Für die Vertriebsmitarbeiter steht das neue System vor allem für eins: Daten erfassen und arbeiten wie die Buchhalter. Für das eigentliche Geschäft, sprich für Verkaufsgespräche beim Kunden vor Ort, bleibt kaum noch Zeit. Das Ergebnis: Die Anwender arbeiten ungern und ungenau mit dem System, die Datenqualität nimmt immer mehr ab. Auch das anfangs so euphorische Management ignoriert das System zunehmend. Denn schließlich möchte man sich ja nicht auf mangelhafte Daten verlassen. Ein Teufelskreis.

Technik alleine führt nicht weit

Das Beispiel ist typisch: Zahlreiche Firmen haben sich in den letzten Jahren intensiv mit Themen wie Kundenbindung und Ertragssteigerungsprogrammen beschäftigt und viel Geld in umfangreiche CRM-Lösungen investiert. Die erhofften Umsatzsteigerungen und Kosteneinsparungen haben sich jedoch häufig nicht eingestellt. Die Gründe: fehlende Akzeptanz bei Anwendern, zu komplexe Bedienung, mangelhafte Datenqualität, fehlendes Berichtswesen; Kurzum, eine Fokussierung auf technische Fragen, ohne den Anwendern die gebührende Aufmerksamkeit zu schenken. Aber was hilft ein technisch einwandfreies System ohne überzeugte Benutzer? Schließlich sind genau sie es, die die Kundenbindungswaffe zum Leben erwecken sollen und daher besonderer Betreuung bedürfen.

Viel verspricht hier eine Kombination aus Steuerung, Anreizen und Coaching vor Ort. Damit sollen bei den Mitarbeitern vor allem zwei Dinge erreicht werden: eine verstärkte Gewinnung der richtigen Informationen zum richtigen Zeitpunkt sowie ein Motivationsschub für den Umgang mit dem jeweiligen CRM-System. So kann letztendlich dessen Wert für den einzelnen Anwender, aber auch für das Unternehmen erheblich gesteigert werden. Die Frage nach dem richtigen Zeitpunkt für die Akzeptanzförderungsmaßnahmen ist schnell beantwortet: so früh wie möglich. Aber auch wenn die Einführung des CRM-Systems bereits abgeschlossen ist, geben Steuerung, Anreizsysteme und Coaching durchaus noch Sinn. Denn auch zu einem späteren Zeitpunkt können so die Nutzung des Systems, die Mitarbeiterzufriedenheit und damit der Wert der CRM-Einführung deutlich gesteigert werden.

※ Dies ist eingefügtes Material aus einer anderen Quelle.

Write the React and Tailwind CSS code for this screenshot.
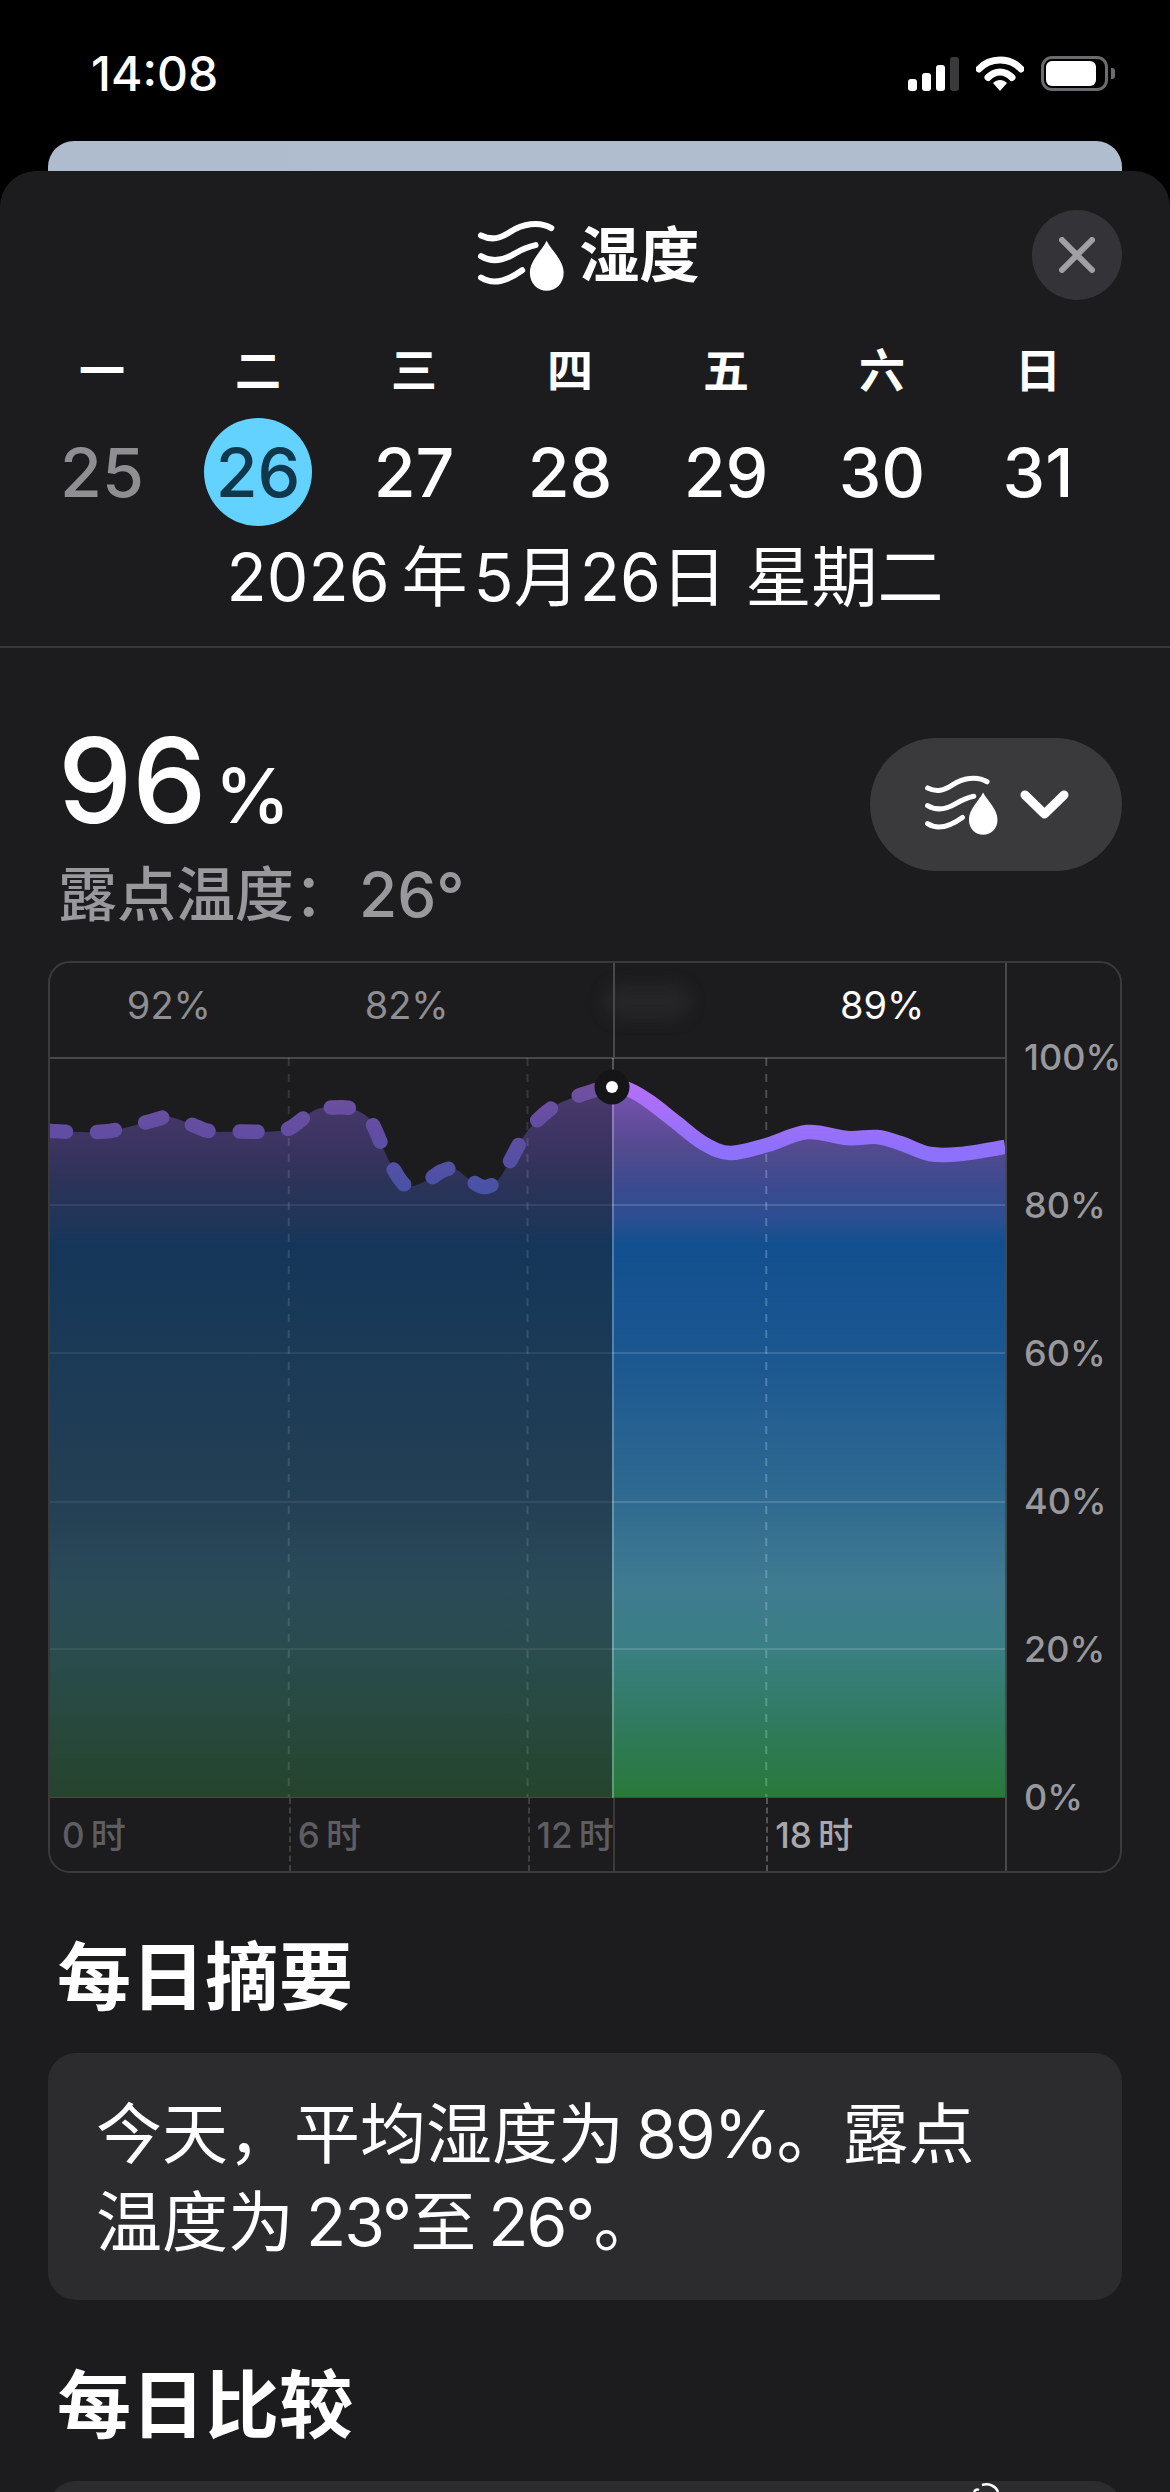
const FONT = 'font-["Inter","Noto_Sans_CJK_SC",sans-serif]';

// curve points read off the chart, in page pixels
const pastPoints = [
  [48, 1131], [105, 1131.5], [151, 1121], [170, 1117], [195, 1126], [212, 1131.5], [243, 1131.5], [273, 1131.5],
  [290, 1128], [315, 1110], [333, 1107.5], [350, 1108], [365, 1115], [373, 1125], [384, 1150], [394, 1170],
  [407, 1186], [426, 1181], [442, 1171], [455, 1169], [470, 1180], [484, 1187], [497, 1181], [509, 1163],
  [526, 1133], [549, 1110], [572, 1098], [612, 1085],
];
const futurePoints = [
  [612, 1085], [630, 1090], [650, 1102], [677, 1123], [703, 1143], [730, 1153], [767, 1145], [807, 1132],
  [847, 1138], [877, 1137], [900, 1143], [930, 1154], [960, 1154], [1005, 1147],
];

function smoothPath(pts) {
  let d = `M${pts[0][0]} ${pts[0][1]}`;
  for (let i = 0; i < pts.length - 1; i++) {
    const p0 = pts[i - 1] || pts[i];
    const p1 = pts[i];
    const p2 = pts[i + 1];
    const p3 = pts[i + 2] || p2;
    const c1x = p1[0] + (p2[0] - p0[0]) / 6;
    const c1y = p1[1] + (p2[1] - p0[1]) / 6;
    const c2x = p2[0] - (p3[0] - p1[0]) / 6;
    const c2y = p2[1] - (p3[1] - p1[1]) / 6;
    d += ` C${c1x} ${c1y} ${c2x} ${c2y} ${p2[0]} ${p2[1]}`;
  }
  return d;
}

const pastLine = smoothPath(pastPoints);
const futureLine = smoothPath(futurePoints);
const pastArea = `${pastLine} L612 1798 L48 1798 Z`;
const futureArea = `${futureLine} L1005 1798 L612 1798 Z`;

function HumidityIcon({ className }) {
  return (
    <svg viewBox="50 50 260 212" className={className} fill="none">
      <g stroke="white" strokeWidth="18" strokeLinecap="round">
        <path d="M62 96 C95 112 120 105 150 85 C185 62 235 52 272 74" />
        <path d="M62 158 C95 178 130 170 160 152 C180 140 200 130 225 125" />
        <path d="M62 222 C90 240 130 240 185 200" />
      </g>
      <path
        d="M258 112 C245 140 208 170 208 208 C208 240 232 261 258 261 C285 261 309 240 309 208 C309 170 272 140 258 112 Z"
        fill="white"
      />
    </svg>
  );
}

function StatusBar() {
  return (
    <div className="h-[141px] shrink-0 flex items-start justify-between pl-[91px] pr-[55px] pt-[49px]">
      <span className="text-[48px] leading-[50px] font-medium text-white">14:08</span>
      <div className="flex items-center gap-[17px] mt-[7px]">
        <div className="flex items-end gap-[5px] h-[34px]">
          <div className="w-[9px] h-[12px] rounded-[3px] bg-white" />
          <div className="w-[9px] h-[18px] rounded-[3px] bg-white" />
          <div className="w-[9px] h-[26px] rounded-[3px] bg-white" />
          <div className="w-[9px] h-[34px] rounded-[3px] bg-[#3a3a3c]" />
        </div>
        <svg viewBox="0 0 48 35" className="w-[48px] h-[35px]" fill="none">
          <path d="M3 13 C14 1 34 1 45 13" stroke="white" strokeWidth="7" strokeLinecap="round" />
          <path d="M12 21.5 C19 14 29 14 36 21.5" stroke="white" strokeWidth="7" strokeLinecap="round" />
          <path d="M17 27 C21 23 27 23 31 27 L24 35 Z" fill="white" />
        </svg>
        <div className="flex items-center">
          <div className="w-[67px] h-[35px] rounded-[11px] border-[3px] border-[#6c6c70] p-[2px]">
            <div className="w-[50px] h-full rounded-[6px] bg-white" />
          </div>
          <div className="w-[4px] h-[11px] rounded-r-[3px] bg-[#6c6c70] ml-[3px]" />
        </div>
      </div>
    </div>
  );
}

function Chart() {
  return (
    <div className="relative mx-[48px] h-[912px] rounded-[22px] border-2 border-[#3a3a3c] flex overflow-hidden">
      <div className="w-[955px] shrink-0 flex flex-col">
        <div className="relative h-[94px] shrink-0 grid grid-cols-4 items-center text-[38px] leading-none text-[#8e8e93] pb-[10px] pr-[4px]">
          <span className="text-center">92%</span>
          <span className="text-center">82%</span>
          <span />
          <span className="text-center text-white">89%</span>
          {/* smudged out label */}
          <div className="absolute left-[554px] top-[22px] w-[86px] h-[34px] rounded-full bg-[#252527] blur-[7px]" />
          <div className="absolute left-[563px] top-0 bottom-0 w-[2px] bg-[#48484a]" />
        </div>
        <svg viewBox="50 1057 955 741" className="w-[955px] h-[741px] shrink-0 block">
          <defs>
            <linearGradient id="futureFill" gradientUnits="userSpaceOnUse" x1="0" y1="1085" x2="0" y2="1798">
              <stop offset="0" stopColor="#7c52b2" />
              <stop offset="0.09" stopColor="#534a8f" />
              <stop offset="0.14" stopColor="#3d4a90" />
              <stop offset="0.19" stopColor="#2a4f92" />
              <stop offset="0.222" stopColor="#124f8f" />
              <stop offset="0.38" stopColor="#1b5790" />
              <stop offset="0.58" stopColor="#2f6a91" />
              <stop offset="0.7" stopColor="#3f7b90" />
              <stop offset="0.79" stopColor="#3a7f84" />
              <stop offset="0.9" stopColor="#2f7a5c" />
              <stop offset="1" stopColor="#29793a" />
            </linearGradient>
            <linearGradient id="pastFill" gradientUnits="userSpaceOnUse" x1="0" y1="1085" x2="0" y2="1798">
              <stop offset="0" stopColor="#4b3a6c" />
              <stop offset="0.09" stopColor="#3a3360" />
              <stop offset="0.14" stopColor="#2b3358" />
              <stop offset="0.19" stopColor="#213558" />
              <stop offset="0.222" stopColor="#15365a" />
              <stop offset="0.38" stopColor="#1b3a56" />
              <stop offset="0.58" stopColor="#233f54" />
              <stop offset="0.7" stopColor="#2a4a58" />
              <stop offset="0.79" stopColor="#2a4c4e" />
              <stop offset="0.9" stopColor="#27493c" />
              <stop offset="1" stopColor="#25432e" />
            </linearGradient>
            <linearGradient id="pastStroke" gradientUnits="userSpaceOnUse" x1="0" y1="1085" x2="0" y2="1195">
              <stop offset="0" stopColor="#70509f" />
              <stop offset="0.45" stopColor="#614da3" />
              <stop offset="1" stopColor="#4653a6" />
            </linearGradient>
            <linearGradient id="futureStroke" gradientUnits="userSpaceOnUse" x1="0" y1="1085" x2="0" y2="1150">
              <stop offset="0" stopColor="#b56ff6" />
              <stop offset="1" stopColor="#8d70fb" />
            </linearGradient>
          </defs>

          <path d={pastArea} fill="url(#pastFill)" />
          <path d={futureArea} fill="url(#futureFill)" />

          {/* grid */}
          <line x1="48" x2="1005" y1="1058" y2="1058" stroke="#48484a" strokeWidth="2" />
          {[1205, 1353, 1502, 1649].map((y) => (
            <g key={y}>
              <line x1="48" x2="612" y1={y} y2={y} stroke="white" strokeOpacity="0.07" strokeWidth="2" />
              <line x1="612" x2="1005" y1={y} y2={y} stroke="white" strokeOpacity="0.14" strokeWidth="2" />
            </g>
          ))}
          {[288.75, 527.5, 766.25].map((x) => (
            <line
              key={x}
              x1={x}
              x2={x}
              y1="1058"
              y2="1798"
              stroke="white"
              strokeOpacity={x === 766.25 ? 0.22 : 0.12}
              strokeWidth="2"
              strokeDasharray="8 8"
            />
          ))}
          <line x1="48" x2="1005" y1="1797.5" y2="1797.5" stroke="#2c5a34" strokeWidth="1" />
          <line x1="613" x2="613" y1="1058" y2="1798" stroke="white" strokeOpacity="0.26" strokeWidth="2" />

          {/* humidity curve */}
          <path
            d={pastLine}
            fill="none"
            stroke="url(#pastStroke)"
            strokeWidth="14.5"
            strokeLinecap="round"
            strokeDasharray="18 31"
          />
          <path d={futureLine} fill="none" stroke="url(#futureStroke)" strokeWidth="14.5" />
          <circle cx="612" cy="1087" r="17.5" fill="#151517" />
          <circle cx="612" cy="1087" r="6" fill="white" />
        </svg>
        <div className="relative flex-1 grid grid-cols-4 text-[35px] leading-none font-medium text-[#5e5e62]">
          <span className="pl-[12px] pt-[20px]">0{'\u2009'}时</span>
          <span className="pl-[7px] pt-[20px] border-l-2 border-dashed border-[#3f3f42]">6{'\u2009'}时</span>
          <span className="pl-[7px] pt-[20px] border-l-2 border-dashed border-[#3f3f42] whitespace-nowrap">12{'\u2009'}时</span>
          <span className="pl-[7px] pt-[20px] border-l-2 border-dashed border-[#555559] text-[#a8a8ac]">18{'\u2009'}时</span>
          <div className="absolute left-[563px] top-0 bottom-0 w-[2px] bg-[#3a3a3c]" />
        </div>
      </div>
      <div className="flex-1 border-l-2 border-[#48484a] flex flex-col justify-between pt-[74px] pb-[54px] pl-[17px] text-[36px] leading-[40px] font-medium text-[#98989d] whitespace-nowrap">
        <span>100%</span>
        <span>80%</span>
        <span>60%</span>
        <span>40%</span>
        <span>20%</span>
        <span>0%</span>
      </div>
    </div>
  );
}

export default function App() {
  const weekdays = ['一', '二', '三', '四', '五', '六', '日'];
  const days = [25, 26, 27, 28, 29, 30, 31];

  return (
    <div className={`relative w-[1170px] h-[2492px] overflow-hidden bg-black flex flex-col ${FONT}`}>
      <StatusBar />
      <div className="h-[30px] shrink-0 mx-[48px] rounded-t-[26px] bg-gradient-to-r from-[#aebccd] to-[#b0bdcf]" />

      <div className="flex-1 rounded-t-[36px] bg-[#1c1c1e] text-white">
        {/* title row */}
        <div className="grid grid-cols-[90px_1fr_90px] items-center mx-[48px] mt-[39px] h-[90px]">
          <span />
          <div className="flex items-center justify-center gap-[16px] pl-[6px]">
            <HumidityIcon className="w-[87px] h-[71px]" />
            <span className="text-[60px] leading-none font-bold">湿度</span>
          </div>
          <button className="w-[90px] h-[90px] rounded-full bg-[#343438] flex items-center justify-center">
            <svg viewBox="0 0 36 36" className="w-[36px] h-[36px]" fill="none">
              <path d="M3 3 L33 33 M33 3 L3 33" stroke="#a0a0a5" strokeWidth="6" strokeLinecap="round" />
            </svg>
          </button>
        </div>

        {/* week strip */}
        <div className="grid grid-cols-7 ml-[24px] mr-[54px] mt-[45px] text-center text-[46px] leading-[50px] font-bold">
          {weekdays.map((d) => (
            <span key={d}>{d}</span>
          ))}
        </div>
        <div className="grid grid-cols-7 ml-[24px] mr-[54px] mt-[23px] text-[68px] leading-none font-medium">
          {days.map((d) => (
            <div key={d} className="flex justify-center">
              <span
                className={`w-[108px] h-[108px] rounded-full flex items-center justify-center ${
                  d === 26 ? 'bg-[#64d2ff] text-[#10384c]' : d === 25 ? 'text-[#8e8e93]' : 'text-white'
                }`}
              >
                {d}
              </span>
            </div>
          ))}
        </div>
        <div className="text-center text-[66px] leading-[70px] mt-[16px] whitespace-nowrap">
          2026{'\u2009'}年{'\u200a'}5月26日 星期二
        </div>
        <div className="h-[2px] bg-[#38383a] mt-[34px]" />

        {/* current reading */}
        <div className="flex items-start justify-between pl-[60px] pr-[48px] mt-[88px] h-[225px]">
          <div>
            <div className="flex items-baseline leading-none font-medium ml-[-2px]">
              <span className="text-[118px] leading-[88px]">96</span>
              <span className="text-[76px] leading-[88px] ml-[8px]">%</span>
            </div>
            <div className="flex items-center mt-[26px] ml-[-2px] text-[59px] leading-[60px] font-medium text-[#98989d]">
              <span>露点温度：</span>
              <span className="text-[62px] ml-[6px]">26°</span>
            </div>
          </div>
          <button className="w-[252px] h-[133px] mt-[2px] rounded-full bg-[#3a3a3c] flex items-center justify-center gap-[22px]">
            <HumidityIcon className="w-[74px] h-[60px]" />
            <svg viewBox="0 0 49 29" className="w-[49px] h-[29px]" fill="none">
              <path d="M5 5 L24.5 24 L44 5" stroke="white" strokeWidth="9" strokeLinecap="round" strokeLinejoin="round" />
            </svg>
          </button>
        </div>

        <Chart />

        {/* summary */}
        <h2 className="pl-[57px] mt-[64px] text-[74px] leading-[80px] font-bold">每日摘要</h2>
        <div className="mx-[48px] mt-[36px] h-[247px] rounded-[28px] bg-[#2c2c2e] px-[48px] pt-[37px] text-[66px] leading-[88px] whitespace-nowrap">
          今天，平均湿度为{'\u2009'}<span className="tracking-[-2px]">89%</span>。露点
          <br />
          温度为{'\u2009'}<span className="tracking-[-2px]">23°</span>至{'\u2009'}<span className="tracking-[-2px]">26°</span>。
        </div>

        <h2 className="pl-[57px] mt-[65px] text-[74px] leading-[80px] font-bold">每日比较</h2>
        <div className="mx-[48px] mt-[36px] h-[60px] rounded-t-[28px] bg-[#2c2c2e]" />
      </div>

      {/* watermark logo, cut off by the bottom edge */}
      <svg viewBox="0 0 30 10" className="absolute left-[972px] top-[2482px] w-[30px] h-[10px]" fill="none">
        <path d="M10 3 C17 1 24 4 26 10" stroke="white" strokeWidth="2.5" />
        <path d="M2 10 C3 8 5 7 7 8" stroke="white" strokeWidth="2.5" />
      </svg>
    </div>
  );
}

Ein technisch einwandfreies CRM-System nützt wenig, wenn die Endanwender nicht von den Vorteilen der Lösung für die eigene Arbeit überzeugt sind. Mit Maßnahmen zur Akzeptanzsteigerung sollte daher schon vor Projektstart begonnen werden. Nach der CRM-Einführung können Anreizsysteme und Mitarbeiter-Coaching die Zufriedenheit erhöhen.

Durchgängiger Berichtsprozess ist das A und O

Zunächst dreht es sich dabei um den Vertrieb. Dafür müssen unter anderem folgende Fragen geklärt werden: Nach welchen Kriterien steuert das Vertriebs-Management oder der einzelne Vertriebsmitarbeiter seinen Bereich? Woran wird der Vertriebserfolg gemessen? In der Regel hilft hier die Entwicklung eines durchgängigen Berichtsprozesses. Damit soll sichergestellt werden, dass dem einzelnen Mitarbeiter jederzeit die notwendigen Daten für seine Arbeit zur Verfügung stehen. Auf der gleichen Datenbasis sollte das Management seine Entscheidungen treffen. Dies schafft Transparenz und Vertrauen. Kern des Berichtsprozesses ist die Festlegung von Kennzahlen, anhand derer das Unternehmen sein Geschäft steuert. Das sind beispielsweise die Anzahl der Vertriebskontakte pro Kunde, der Umsatz pro Besuch oder auch der Deckungsbeitrag pro Kunde.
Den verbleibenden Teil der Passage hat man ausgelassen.